There has been a lot of discussion around the Meaningful Use (MU) criteria. CMS has an entire website dedicated to the subject, as does ONC. Although the clinical criteria of MU may garner much of the attention, the privacy and security components are also significant.  In particular, the MU criteria pertaining to Health Information Exchange (HIE) raise certain fundamental privacy questions.

In short, the HIE requirements for MU include the ability to: (1) exchange “key” clinical information among providers of care and patient authorized entities electronically, and (2) perform at least 1 test of exchanging information. The crucial question, then, is what exactly does "and patient authorized entities" suggest?  In listening to the privacy discussion taking place in various ONC Workgroups, including the newly-established Privacy & Security Tiger Team, one could reasonably conclude that this requirement might evolve to mean that a HIE will need to be able to capture and implement patients' specific and granular preferences (e.g., patient is "ok” with releasing info to Provider B, but not to Provider C) -- at least if you want to meet MU criteria

This interpretation, however, could throw a wrench into HIE networks across the nation that have implemented an Opt-Out consent model in part in reliance on a legitimate belief that when HHS adopted the final version of the HIPAA Privacy Rule it also vetted and already decided the question of whether a patient's prior written authorization should be required before general health information can be shared between treating providers for treatment purposes -- and it affirmatively decided to create the "Treatment Exception".  In fact, many states have laws that contain a similar exception. New Jersey, for example, specifically permits two treating doctors to share pertinent information about a common patient and expressly states that the prior consent is not required in such instances if it is in the best interest of the patient (see N.J.A.C. 13:35-6.5(d)3).

Links to the full legislative history related to the promulgation of the HIPAA Privacy Rule can be found on HHS’s website, but, a closer look at the August 14, 2002 “Modification to the HIPAA Privacy Rule –Final Rule" are worth a second read in particular.  For those who wish to review it in full, I have posted a full exerpt of the relevant sections under the “Continue Reading” window below, but in sum HHS removed the requirement of obtaining prior patient authorization after reviewing numerous public comments on the issue and concluding that:

As a result of the large number of treatment-related obstacles raised by various types of health care providers that would have been required to obtain consent, the Department became concerned that individual fixes would be too complex and could possibly overlook important problems.
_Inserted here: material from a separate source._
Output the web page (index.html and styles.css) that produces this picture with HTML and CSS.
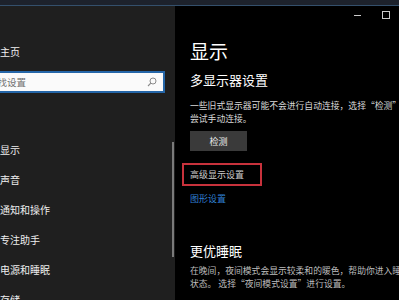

Instead, the Department proposed an approach designed to protect privacy interests by affording patients the opportunity to engage in important discussions regarding the use and disclosure of their health information through the strengthened notice requirement, while allowing activities that are essential to quality health care to occur unimpeded ...

The Final HIPAA Privacy Rule was adopted after HHS released multiple proposed versions, considered significant public comment, and followed administrative rule-making procedures -- all over the course of almost 3 years. Thus, as policies are recommended and developed for the HIE context, prior debate and dialogue is relevant and should not be forgotten or dismissed.